DATASET CONTENT
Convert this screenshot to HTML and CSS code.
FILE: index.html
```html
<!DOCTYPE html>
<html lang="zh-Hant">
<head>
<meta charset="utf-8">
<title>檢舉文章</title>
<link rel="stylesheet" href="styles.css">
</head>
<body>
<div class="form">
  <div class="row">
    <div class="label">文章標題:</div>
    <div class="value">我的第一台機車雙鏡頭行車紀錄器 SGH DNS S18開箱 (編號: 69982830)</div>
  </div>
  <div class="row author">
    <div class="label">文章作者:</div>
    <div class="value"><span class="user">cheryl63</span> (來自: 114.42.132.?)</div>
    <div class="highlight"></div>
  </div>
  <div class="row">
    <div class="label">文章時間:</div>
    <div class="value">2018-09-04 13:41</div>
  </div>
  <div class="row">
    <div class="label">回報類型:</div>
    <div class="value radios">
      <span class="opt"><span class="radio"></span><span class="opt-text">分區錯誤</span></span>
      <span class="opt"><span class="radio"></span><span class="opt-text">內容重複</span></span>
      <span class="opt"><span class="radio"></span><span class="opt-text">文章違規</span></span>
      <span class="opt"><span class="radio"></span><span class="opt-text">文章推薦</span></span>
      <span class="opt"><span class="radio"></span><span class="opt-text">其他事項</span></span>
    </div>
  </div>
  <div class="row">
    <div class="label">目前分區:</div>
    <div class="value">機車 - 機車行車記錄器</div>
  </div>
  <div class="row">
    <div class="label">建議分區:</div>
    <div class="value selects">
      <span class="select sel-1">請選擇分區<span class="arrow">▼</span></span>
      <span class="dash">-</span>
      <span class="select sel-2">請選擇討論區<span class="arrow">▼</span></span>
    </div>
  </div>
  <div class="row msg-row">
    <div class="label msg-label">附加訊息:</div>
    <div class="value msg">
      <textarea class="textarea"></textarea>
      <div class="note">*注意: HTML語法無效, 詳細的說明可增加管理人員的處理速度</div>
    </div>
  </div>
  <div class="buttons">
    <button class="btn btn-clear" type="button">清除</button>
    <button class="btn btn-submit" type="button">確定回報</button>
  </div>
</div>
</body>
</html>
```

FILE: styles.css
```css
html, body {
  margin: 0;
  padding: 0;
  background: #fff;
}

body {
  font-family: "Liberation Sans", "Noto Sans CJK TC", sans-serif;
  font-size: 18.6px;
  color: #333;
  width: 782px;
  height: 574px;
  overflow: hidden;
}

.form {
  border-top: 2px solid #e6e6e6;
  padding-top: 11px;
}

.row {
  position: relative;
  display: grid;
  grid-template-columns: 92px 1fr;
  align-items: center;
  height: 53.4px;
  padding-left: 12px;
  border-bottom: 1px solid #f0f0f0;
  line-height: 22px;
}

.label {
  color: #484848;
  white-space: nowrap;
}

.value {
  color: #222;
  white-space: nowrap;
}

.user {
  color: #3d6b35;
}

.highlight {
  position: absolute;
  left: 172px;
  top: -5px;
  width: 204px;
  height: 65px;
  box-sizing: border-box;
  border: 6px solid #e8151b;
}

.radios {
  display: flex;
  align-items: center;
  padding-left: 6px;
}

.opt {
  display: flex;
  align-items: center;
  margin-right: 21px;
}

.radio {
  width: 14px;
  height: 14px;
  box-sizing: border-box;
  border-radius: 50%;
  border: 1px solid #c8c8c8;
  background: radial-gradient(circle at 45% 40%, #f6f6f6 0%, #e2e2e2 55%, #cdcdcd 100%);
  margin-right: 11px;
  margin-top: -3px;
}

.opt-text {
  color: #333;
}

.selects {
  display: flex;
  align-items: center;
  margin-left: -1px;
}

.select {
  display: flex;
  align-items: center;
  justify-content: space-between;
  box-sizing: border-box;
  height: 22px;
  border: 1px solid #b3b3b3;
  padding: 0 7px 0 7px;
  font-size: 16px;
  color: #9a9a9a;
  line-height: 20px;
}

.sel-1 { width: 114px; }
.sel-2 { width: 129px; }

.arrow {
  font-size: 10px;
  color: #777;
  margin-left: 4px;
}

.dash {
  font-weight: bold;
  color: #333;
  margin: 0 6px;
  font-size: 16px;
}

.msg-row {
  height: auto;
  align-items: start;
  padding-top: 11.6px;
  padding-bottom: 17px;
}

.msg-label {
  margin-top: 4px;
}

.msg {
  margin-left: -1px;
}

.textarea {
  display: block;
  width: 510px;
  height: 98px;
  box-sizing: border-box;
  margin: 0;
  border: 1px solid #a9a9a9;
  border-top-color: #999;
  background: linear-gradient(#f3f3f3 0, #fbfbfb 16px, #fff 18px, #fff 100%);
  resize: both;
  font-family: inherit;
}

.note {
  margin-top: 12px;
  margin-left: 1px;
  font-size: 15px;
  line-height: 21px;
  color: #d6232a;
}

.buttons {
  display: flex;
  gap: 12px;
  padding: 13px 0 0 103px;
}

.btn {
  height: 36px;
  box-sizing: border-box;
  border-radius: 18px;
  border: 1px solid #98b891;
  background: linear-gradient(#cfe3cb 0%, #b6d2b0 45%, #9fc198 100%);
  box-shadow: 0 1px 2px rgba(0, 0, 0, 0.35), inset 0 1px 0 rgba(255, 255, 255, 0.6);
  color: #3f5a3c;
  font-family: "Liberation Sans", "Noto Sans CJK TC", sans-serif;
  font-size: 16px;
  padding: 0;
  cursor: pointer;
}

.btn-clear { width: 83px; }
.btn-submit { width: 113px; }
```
--
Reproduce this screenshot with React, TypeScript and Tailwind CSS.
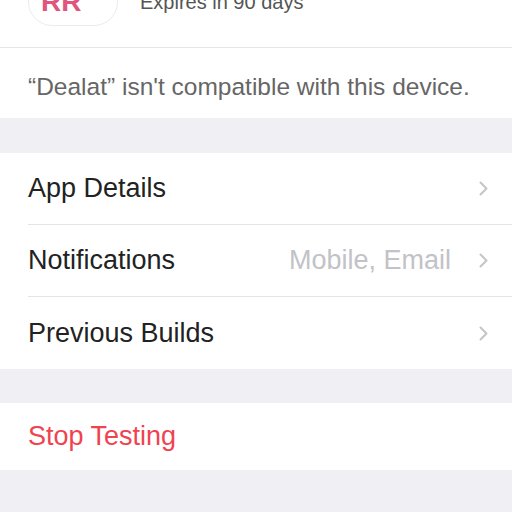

WORK INSTRUCTIONS
Find each line in the records holding the string "screenshot" and show it.

THE RESPONSE
Convert this screenshot to HTML and CSS code.
Reproduce this screenshot with React, TypeScript and Tailwind CSS.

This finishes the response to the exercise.